Some realities about Paris Pike's iconic stone fences

June 23, 2014 

  • At issue: June 9 Herald-Leader article, "After huge preservation effort, fences crumbling; Maintaining iconic rock walls requires constant upkeep"

As one of several people interviewed for the June 9 article about the Paris Pike fences, I am writing to address several misperceptions the public may now have.

First, the fences in disrepair in the median were not the fences that were built as part of the roadway project. They are the original historic fences that previously bordered properties along the roadway.

Second, when the road was converted from a two-lane highway to a divided parkway it was inevitable that property owners on one side or the other would lose their signature rock fences.

So, an agreement was reached whereby new road-frontage fences were built for those properties that lost their original fences to the median.

Third, although admittedly expensive, less than $4 million of the total $93 million was spent to build these new fences.

Fourth, the new fences are performing beautifully, with no failures or repairs having been required other than to correct damage caused by vehicular impacts.

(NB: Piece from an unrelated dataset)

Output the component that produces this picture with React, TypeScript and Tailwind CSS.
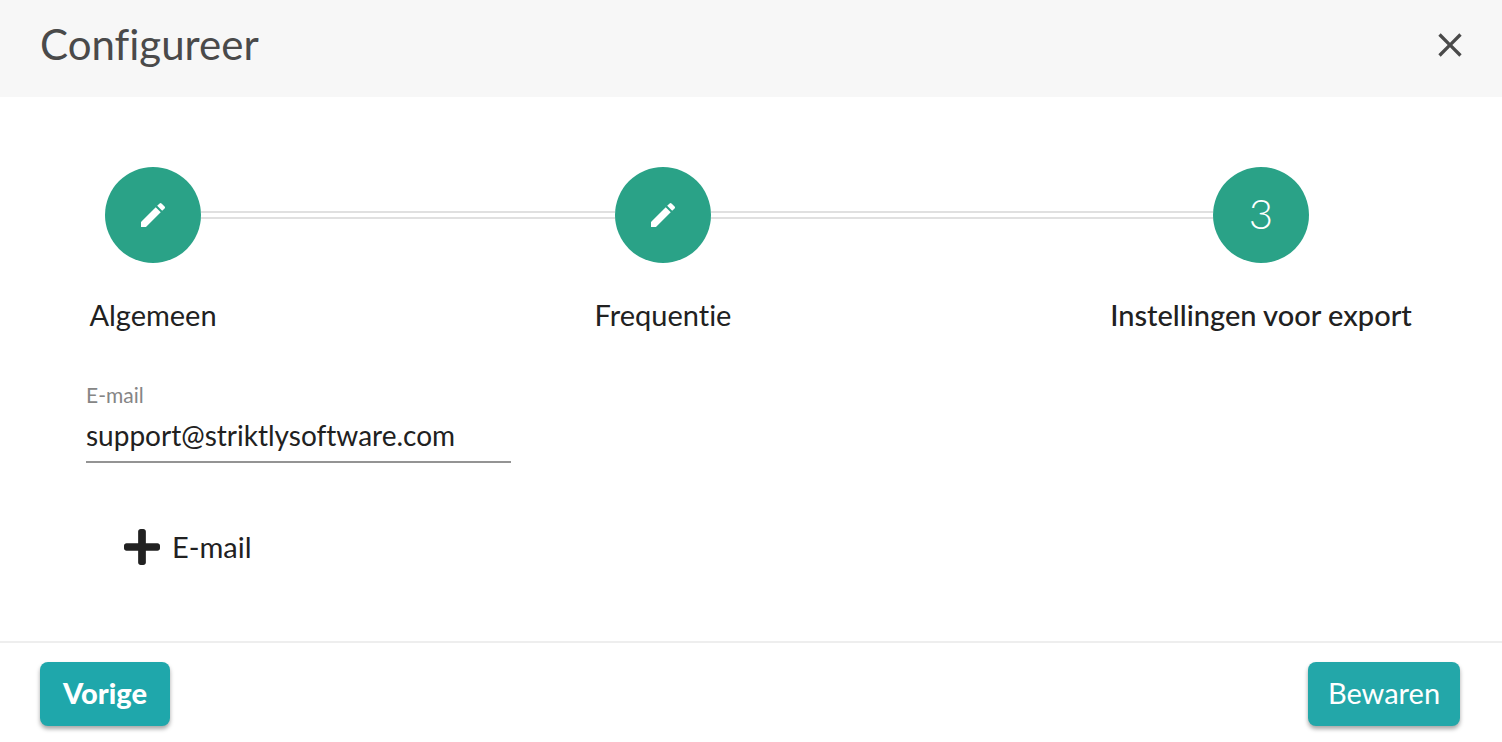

And, finally, the Kentucky Transportation Cabinet is not responsible for maintaining and repairing the historic fences.

Rightly or wrongly, back when the roadway was being designed, a determination was made during the historic review process that the historic fences in the median would remain as "ruins;" no funds were set aside nor obligations made for their continued upkeep. Perhaps it's time we revisit that decision.

The agreement to build the new fences was a significant factor that allowed plans for the long-overdue roadway improvements to move forward. I, for one, am proud of the efforts to which the cabinet and our elected officials went (and are still going) to retain the iconic rock fences that make Central Kentucky not just Anyplace, USA.

I would like to have read something about the positive impact the parkway has had on Bourbon and Fayette counties, of how this beautiful historic landscape and fences have been preserved for our and our children's enjoyment, of the difference the parkway has made to the commuters who use it every day and of the lives that have been saved because of it.